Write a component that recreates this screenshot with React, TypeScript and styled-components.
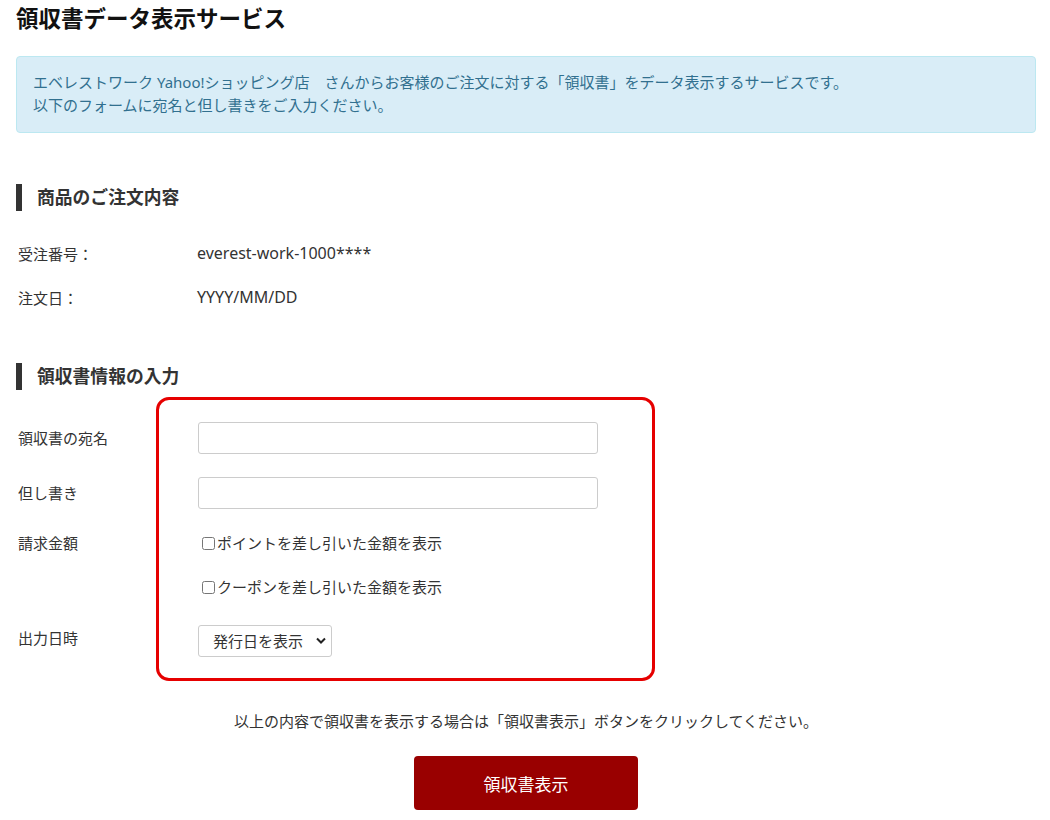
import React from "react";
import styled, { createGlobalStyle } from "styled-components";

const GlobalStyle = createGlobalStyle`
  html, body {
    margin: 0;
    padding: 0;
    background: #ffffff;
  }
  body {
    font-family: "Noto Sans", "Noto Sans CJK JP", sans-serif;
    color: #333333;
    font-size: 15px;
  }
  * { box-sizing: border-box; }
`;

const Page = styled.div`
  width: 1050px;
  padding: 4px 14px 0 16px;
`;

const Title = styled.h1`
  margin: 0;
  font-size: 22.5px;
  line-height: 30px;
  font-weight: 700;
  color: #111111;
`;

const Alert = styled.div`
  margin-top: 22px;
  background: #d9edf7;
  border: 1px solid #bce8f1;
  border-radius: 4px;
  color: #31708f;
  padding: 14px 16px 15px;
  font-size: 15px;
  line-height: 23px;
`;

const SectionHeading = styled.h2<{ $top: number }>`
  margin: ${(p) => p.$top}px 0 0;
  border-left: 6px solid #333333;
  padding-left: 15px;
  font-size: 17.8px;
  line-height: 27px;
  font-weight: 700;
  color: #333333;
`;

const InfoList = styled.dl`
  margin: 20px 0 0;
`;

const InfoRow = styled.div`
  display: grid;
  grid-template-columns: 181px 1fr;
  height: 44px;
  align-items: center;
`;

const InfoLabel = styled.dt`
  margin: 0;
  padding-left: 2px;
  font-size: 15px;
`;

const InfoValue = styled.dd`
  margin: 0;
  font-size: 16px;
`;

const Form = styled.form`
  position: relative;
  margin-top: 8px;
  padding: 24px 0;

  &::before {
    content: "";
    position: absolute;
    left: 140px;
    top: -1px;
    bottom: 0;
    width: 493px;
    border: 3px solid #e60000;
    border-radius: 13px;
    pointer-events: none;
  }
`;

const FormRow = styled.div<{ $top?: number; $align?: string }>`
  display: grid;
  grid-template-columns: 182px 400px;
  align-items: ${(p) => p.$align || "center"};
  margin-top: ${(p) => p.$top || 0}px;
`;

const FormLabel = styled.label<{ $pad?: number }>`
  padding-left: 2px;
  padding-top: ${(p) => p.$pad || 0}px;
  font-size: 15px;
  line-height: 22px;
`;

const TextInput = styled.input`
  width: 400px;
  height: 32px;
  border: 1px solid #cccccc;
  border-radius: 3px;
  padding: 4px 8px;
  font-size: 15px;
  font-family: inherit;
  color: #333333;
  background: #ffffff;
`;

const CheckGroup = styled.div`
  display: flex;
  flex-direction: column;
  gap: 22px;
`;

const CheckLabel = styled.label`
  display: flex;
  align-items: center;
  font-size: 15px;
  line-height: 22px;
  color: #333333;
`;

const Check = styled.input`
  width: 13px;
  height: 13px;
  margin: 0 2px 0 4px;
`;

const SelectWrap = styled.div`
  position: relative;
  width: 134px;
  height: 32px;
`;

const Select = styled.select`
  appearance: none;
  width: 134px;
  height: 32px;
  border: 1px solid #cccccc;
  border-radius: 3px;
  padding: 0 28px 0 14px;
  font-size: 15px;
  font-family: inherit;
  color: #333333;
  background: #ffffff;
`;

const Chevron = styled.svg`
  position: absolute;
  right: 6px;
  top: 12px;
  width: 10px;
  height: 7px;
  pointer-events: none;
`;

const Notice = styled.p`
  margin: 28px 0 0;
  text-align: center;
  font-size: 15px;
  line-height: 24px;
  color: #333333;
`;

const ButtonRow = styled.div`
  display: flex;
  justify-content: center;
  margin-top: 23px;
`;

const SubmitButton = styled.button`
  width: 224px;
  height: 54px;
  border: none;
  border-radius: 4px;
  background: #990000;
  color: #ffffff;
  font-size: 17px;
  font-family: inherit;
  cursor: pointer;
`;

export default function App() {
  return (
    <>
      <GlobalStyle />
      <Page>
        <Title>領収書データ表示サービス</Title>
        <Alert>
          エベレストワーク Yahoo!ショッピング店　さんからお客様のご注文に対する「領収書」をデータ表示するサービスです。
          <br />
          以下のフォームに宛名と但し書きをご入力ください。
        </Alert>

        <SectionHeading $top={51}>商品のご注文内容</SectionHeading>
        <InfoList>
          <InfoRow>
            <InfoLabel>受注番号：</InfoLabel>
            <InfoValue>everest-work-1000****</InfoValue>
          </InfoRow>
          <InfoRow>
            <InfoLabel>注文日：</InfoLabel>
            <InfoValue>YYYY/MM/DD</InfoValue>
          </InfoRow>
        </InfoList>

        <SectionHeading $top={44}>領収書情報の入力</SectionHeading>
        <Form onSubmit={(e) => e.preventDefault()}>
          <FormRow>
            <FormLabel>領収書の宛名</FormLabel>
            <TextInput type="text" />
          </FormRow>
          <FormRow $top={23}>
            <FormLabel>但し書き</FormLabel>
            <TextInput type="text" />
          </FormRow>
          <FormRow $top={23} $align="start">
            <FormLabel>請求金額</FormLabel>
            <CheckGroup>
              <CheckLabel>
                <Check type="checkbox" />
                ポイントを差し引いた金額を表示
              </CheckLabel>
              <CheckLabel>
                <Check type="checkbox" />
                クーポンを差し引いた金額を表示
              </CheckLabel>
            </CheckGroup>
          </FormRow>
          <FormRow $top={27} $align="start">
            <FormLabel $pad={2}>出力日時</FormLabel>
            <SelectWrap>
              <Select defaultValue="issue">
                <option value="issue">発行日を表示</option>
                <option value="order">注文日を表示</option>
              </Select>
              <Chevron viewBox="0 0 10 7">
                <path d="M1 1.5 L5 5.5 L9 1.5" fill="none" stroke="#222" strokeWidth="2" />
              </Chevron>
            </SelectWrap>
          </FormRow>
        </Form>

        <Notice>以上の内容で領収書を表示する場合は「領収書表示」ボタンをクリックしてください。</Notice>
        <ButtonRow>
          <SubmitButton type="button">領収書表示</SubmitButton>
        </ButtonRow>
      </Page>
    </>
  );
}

WHAT THE TASK REQUIRES →
Repeat the material above in full and exactly, apart from the pictures.

SOLUTION TO THE PROBLEM →
Write a component that recreates this screenshot with React, TypeScript and styled-components.
import React from "react";
import styled, { createGlobalStyle } from "styled-components";

const GlobalStyle = createGlobalStyle`
  html, body {
    margin: 0;
    padding: 0;
    background: #ffffff;
  }
  body {
    font-family: "Noto Sans", "Noto Sans CJK JP", sans-serif;
    color: #333333;
    font-size: 15px;
  }
  * { box-sizing: border-box; }
`;

const Page = styled.div`
  width: 1050px;
  padding: 4px 14px 0 16px;
`;

const Title = styled.h1`
  margin: 0;
  font-size: 22.5px;
  line-height: 30px;
  font-weight: 700;
  color: #111111;
`;

const Alert = styled.div`
  margin-top: 22px;
  background: #d9edf7;
  border: 1px solid #bce8f1;
  border-radius: 4px;
  color: #31708f;
  padding: 14px 16px 15px;
  font-size: 15px;
  line-height: 23px;
`;

const SectionHeading = styled.h2<{ $top: number }>`
  margin: ${(p) => p.$top}px 0 0;
  border-left: 6px solid #333333;
  padding-left: 15px;
  font-size: 17.8px;
  line-height: 27px;
  font-weight: 700;
  color: #333333;
`;

const InfoList = styled.dl`
  margin: 20px 0 0;
`;

const InfoRow = styled.div`
  display: grid;
  grid-template-columns: 181px 1fr;
  height: 44px;
  align-items: center;
`;

const InfoLabel = styled.dt`
  margin: 0;
  padding-left: 2px;
  font-size: 15px;
`;

const InfoValue = styled.dd`
  margin: 0;
  font-size: 16px;
`;

const Form = styled.form`
  position: relative;
  margin-top: 8px;
  padding: 24px 0;

  &::before {
    content: "";
    position: absolute;
    left: 140px;
    top: -1px;
    bottom: 0;
    width: 493px;
    border: 3px solid #e60000;
    border-radius: 13px;
    pointer-events: none;
  }
`;

const FormRow = styled.div<{ $top?: number; $align?: string }>`
  display: grid;
  grid-template-columns: 182px 400px;
  align-items: ${(p) => p.$align || "center"};
  margin-top: ${(p) => p.$top || 0}px;
`;

const FormLabel = styled.label<{ $pad?: number }>`
  padding-left: 2px;
  padding-top: ${(p) => p.$pad || 0}px;
  font-size: 15px;
  line-height: 22px;
`;

const TextInput = styled.input`
  width: 400px;
  height: 32px;
  border: 1px solid #cccccc;
  border-radius: 3px;
  padding: 4px 8px;
  font-size: 15px;
  font-family: inherit;
  color: #333333;
  background: #ffffff;
`;

const CheckGroup = styled.div`
  display: flex;
  flex-direction: column;
  gap: 22px;
`;

const CheckLabel = styled.label`
  display: flex;
  align-items: center;
  font-size: 15px;
  line-height: 22px;
  color: #333333;
`;

const Check = styled.input`
  width: 13px;
  height: 13px;
  margin: 0 2px 0 4px;
`;

const SelectWrap = styled.div`
  position: relative;
  width: 134px;
  height: 32px;
`;

const Select = styled.select`
  appearance: none;
  width: 134px;
  height: 32px;
  border: 1px solid #cccccc;
  border-radius: 3px;
  padding: 0 28px 0 14px;
  font-size: 15px;
  font-family: inherit;
  color: #333333;
  background: #ffffff;
`;

const Chevron = styled.svg`
  position: absolute;
  right: 6px;
  top: 12px;
  width: 10px;
  height: 7px;
  pointer-events: none;
`;

const Notice = styled.p`
  margin: 28px 0 0;
  text-align: center;
  font-size: 15px;
  line-height: 24px;
  color: #333333;
`;

const ButtonRow = styled.div`
  display: flex;
  justify-content: center;
  margin-top: 23px;
`;

const SubmitButton = styled.button`
  width: 224px;
  height: 54px;
  border: none;
  border-radius: 4px;
  background: #990000;
  color: #ffffff;
  font-size: 17px;
  font-family: inherit;
  cursor: pointer;
`;

export default function App() {
  return (
    <>
      <GlobalStyle />
      <Page>
        <Title>領収書データ表示サービス</Title>
        <Alert>
          エベレストワーク Yahoo!ショッピング店　さんからお客様のご注文に対する「領収書」をデータ表示するサービスです。
          <br />
          以下のフォームに宛名と但し書きをご入力ください。
        </Alert>

        <SectionHeading $top={51}>商品のご注文内容</SectionHeading>
        <InfoList>
          <InfoRow>
            <InfoLabel>受注番号：</InfoLabel>
            <InfoValue>everest-work-1000****</InfoValue>
          </InfoRow>
          <InfoRow>
            <InfoLabel>注文日：</InfoLabel>
            <InfoValue>YYYY/MM/DD</InfoValue>
          </InfoRow>
        </InfoList>

        <SectionHeading $top={44}>領収書情報の入力</SectionHeading>
        <Form onSubmit={(e) => e.preventDefault()}>
          <FormRow>
            <FormLabel>領収書の宛名</FormLabel>
            <TextInput type="text" />
          </FormRow>
          <FormRow $top={23}>
            <FormLabel>但し書き</FormLabel>
            <TextInput type="text" />
          </FormRow>
          <FormRow $top={23} $align="start">
            <FormLabel>請求金額</FormLabel>
            <CheckGroup>
              <CheckLabel>
                <Check type="checkbox" />
                ポイントを差し引いた金額を表示
              </CheckLabel>
              <CheckLabel>
                <Check type="checkbox" />
                クーポンを差し引いた金額を表示
              </CheckLabel>
            </CheckGroup>
          </FormRow>
          <FormRow $top={27} $align="start">
            <FormLabel $pad={2}>出力日時</FormLabel>
            <SelectWrap>
              <Select defaultValue="issue">
                <option value="issue">発行日を表示</option>
                <option value="order">注文日を表示</option>
              </Select>
              <Chevron viewBox="0 0 10 7">
                <path d="M1 1.5 L5 5.5 L9 1.5" fill="none" stroke="#222" strokeWidth="2" />
              </Chevron>
            </SelectWrap>
          </FormRow>
        </Form>

        <Notice>以上の内容で領収書を表示する場合は「領収書表示」ボタンをクリックしてください。</Notice>
        <ButtonRow>
          <SubmitButton type="button">領収書表示</SubmitButton>
        </ButtonRow>
      </Page>
    </>
  );
}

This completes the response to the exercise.